Another of the many ships built in Black Rock was the bark Edna, built in 1856 by H. Hawkins and part-owned by Thomas Burr Bartram, shipmaster, son of the Black Rock merchant and ship captain Thomas Bartram. The Bartram family was active in the early 19th century West Indies trade, as well as in numerous village enterprises. The Edna crisscrossed the globe under Capt. Israel Bibbins as master. Bartram also owned a coastal trader, the Stamper that traveled from Boston to Black Rock to New York. 

  

1850s HOMES BUILT BY CAPTAINS & SHIPYARD OWNERS 

In 1856 the Charles Cooper's builder, Capt. William Hall, constructed an Italianate-Gothic style mansion on Ellsworth Street. Built atop a rise to afford a view of his shipyards, it remains one of the finest 19th century homes of Black Rock. Eliphalet Walker, owner of the Rew-Walker Shipyards -- located on the site of Capt. Ichabod Wheeler’s first 17th century shipyard -- lived in another Ellsworth Street home, which had been built in 1855 by Olive Walker. Its copper beech tree is well over 300 years old. Capt. Charles Allen also built on Ellsworth Street. All three of these historical ship captain’s homes (Editor: all three shown on Graham's panel 7 mock-up) still exist today. 

  

****1861 CIVIL WAR BEGINS 

---Black Rock played no important role in the war other than to furnish soldiers---- 

  

1865 NEW BLACK ROCK SCHOOLHOUSE BUILT 

Villagers erected Black Rock's second school building at the intersection of today's Grovers Avenue and Brewster Street. Eight grades attended classes In this brown, two-story building, complete with belfry. It was later used for special education when the new Black Rock School was built in 1905. According to Dr. Ivan Justinius, author of The History of Black Rock, the original school bell was given to the Fayerweather Yacht Club when the building was demolished. 

  

1868 CHILDREN’S ASYLUM FOUNDED 

A Protestant children’s asylum was founded by the Ladies Relief Society at the end of the Civil War era. The society -- still active today as Lifebridge of Bridgeport -- used its remaining war treasury to benefit destitute children.The orphanage was built on Fairfield Avenue, across from the Burrough’s Center.  

KATE MOORE HIGHLIGHT: 

KATE MOORE APPOINTED OFFICIAL LIGHTKEEPER 

“Sometimes there were more than two hundred sailing vessels in here at night, and some nights there were as many as three or four wrecks, so you may judge how essential it was that they should see our light.” Lighthouse keeper Kate Moore quoted by the New York Sunday World in 1889. 

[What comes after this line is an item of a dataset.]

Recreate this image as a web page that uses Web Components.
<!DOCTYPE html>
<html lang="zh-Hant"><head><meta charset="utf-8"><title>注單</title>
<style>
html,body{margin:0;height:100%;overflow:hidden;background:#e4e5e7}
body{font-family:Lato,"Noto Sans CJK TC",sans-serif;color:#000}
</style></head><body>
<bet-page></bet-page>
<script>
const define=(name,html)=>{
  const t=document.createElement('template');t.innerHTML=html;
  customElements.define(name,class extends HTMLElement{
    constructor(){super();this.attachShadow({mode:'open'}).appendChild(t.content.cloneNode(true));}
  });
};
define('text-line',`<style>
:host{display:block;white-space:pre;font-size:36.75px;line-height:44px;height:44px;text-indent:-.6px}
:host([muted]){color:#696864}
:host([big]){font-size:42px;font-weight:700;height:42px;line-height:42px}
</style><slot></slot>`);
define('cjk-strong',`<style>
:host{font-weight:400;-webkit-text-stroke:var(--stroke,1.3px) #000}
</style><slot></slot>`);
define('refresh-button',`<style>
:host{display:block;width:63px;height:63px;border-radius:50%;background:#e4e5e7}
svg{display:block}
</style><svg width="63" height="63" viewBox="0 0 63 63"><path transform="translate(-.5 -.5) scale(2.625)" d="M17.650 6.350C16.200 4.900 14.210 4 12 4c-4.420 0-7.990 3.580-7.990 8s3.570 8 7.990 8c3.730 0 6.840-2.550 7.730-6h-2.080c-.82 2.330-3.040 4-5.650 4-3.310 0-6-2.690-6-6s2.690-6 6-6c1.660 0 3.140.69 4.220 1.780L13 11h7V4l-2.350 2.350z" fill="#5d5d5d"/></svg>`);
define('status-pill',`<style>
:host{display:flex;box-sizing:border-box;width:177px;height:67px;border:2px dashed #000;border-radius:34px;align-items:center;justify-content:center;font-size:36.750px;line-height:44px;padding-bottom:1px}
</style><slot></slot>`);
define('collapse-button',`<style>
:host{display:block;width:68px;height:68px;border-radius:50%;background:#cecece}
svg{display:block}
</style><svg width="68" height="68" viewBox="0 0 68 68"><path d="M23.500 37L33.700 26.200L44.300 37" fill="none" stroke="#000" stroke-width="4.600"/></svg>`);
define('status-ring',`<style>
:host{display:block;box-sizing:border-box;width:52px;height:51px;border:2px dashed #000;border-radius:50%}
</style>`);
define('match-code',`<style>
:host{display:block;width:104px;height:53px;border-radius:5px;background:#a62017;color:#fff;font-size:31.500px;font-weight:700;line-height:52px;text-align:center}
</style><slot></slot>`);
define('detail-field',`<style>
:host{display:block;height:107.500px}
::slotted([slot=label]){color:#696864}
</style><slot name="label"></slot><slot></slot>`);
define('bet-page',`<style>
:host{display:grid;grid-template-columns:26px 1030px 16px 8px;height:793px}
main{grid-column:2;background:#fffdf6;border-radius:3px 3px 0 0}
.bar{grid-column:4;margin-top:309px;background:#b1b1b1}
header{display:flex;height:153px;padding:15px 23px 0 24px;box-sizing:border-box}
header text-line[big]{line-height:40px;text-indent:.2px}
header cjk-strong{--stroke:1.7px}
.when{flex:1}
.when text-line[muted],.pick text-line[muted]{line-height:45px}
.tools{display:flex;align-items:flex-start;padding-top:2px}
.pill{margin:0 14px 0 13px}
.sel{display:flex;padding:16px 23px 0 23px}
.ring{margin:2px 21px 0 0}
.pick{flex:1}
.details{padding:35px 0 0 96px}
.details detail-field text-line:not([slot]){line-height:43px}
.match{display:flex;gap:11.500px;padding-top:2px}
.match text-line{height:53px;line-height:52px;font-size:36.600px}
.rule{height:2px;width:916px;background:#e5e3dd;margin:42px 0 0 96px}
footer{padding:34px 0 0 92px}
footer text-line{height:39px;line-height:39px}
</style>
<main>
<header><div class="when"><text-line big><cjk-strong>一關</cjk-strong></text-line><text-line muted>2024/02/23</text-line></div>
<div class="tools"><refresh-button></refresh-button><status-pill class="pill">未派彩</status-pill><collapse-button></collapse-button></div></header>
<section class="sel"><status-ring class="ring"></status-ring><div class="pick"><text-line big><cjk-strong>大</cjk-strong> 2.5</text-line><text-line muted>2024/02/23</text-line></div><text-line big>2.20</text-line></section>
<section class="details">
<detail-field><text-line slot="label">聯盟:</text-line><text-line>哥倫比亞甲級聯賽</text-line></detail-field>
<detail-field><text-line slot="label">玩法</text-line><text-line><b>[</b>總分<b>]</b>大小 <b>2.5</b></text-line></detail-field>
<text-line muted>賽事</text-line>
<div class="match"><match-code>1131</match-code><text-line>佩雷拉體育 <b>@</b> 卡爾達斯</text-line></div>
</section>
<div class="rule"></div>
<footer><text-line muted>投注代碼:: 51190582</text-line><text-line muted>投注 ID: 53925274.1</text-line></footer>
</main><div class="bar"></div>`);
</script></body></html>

1870 (or 1871?) After half a century of tending the Fayerweather Lighthouse for her ailing lightkeeper father, Kathleen "Kate" Moore was appointed official Keeper of the Fayerweather Light in 1870 (or 1871?). Kate was credited with saving 21 lives during her decades of service on Fayerweather Island, where she helped trim the wicks on the lighthouse's oil-fed lamps by the age of 12. Before her tenure, all lighthouse keepers were former privateers, captains or military men under the service of the Customs Officer, as harbor security was deemed of the utmost importance. Kate ultimately made a fortune leasing oysters beds in Long Island Sound, and later retired to the foot of Brewster Street with a fine view of the sea and across the harbor to the narrow island where she had spent most of her life. She remained a well loved fixture in the village for years. In 2014 the U.S. Coast Guard named a Sentinel-class fast response cutter the Kathleen Moore, one of the first 14 lifesaving heroes so honored by the Coast Guard.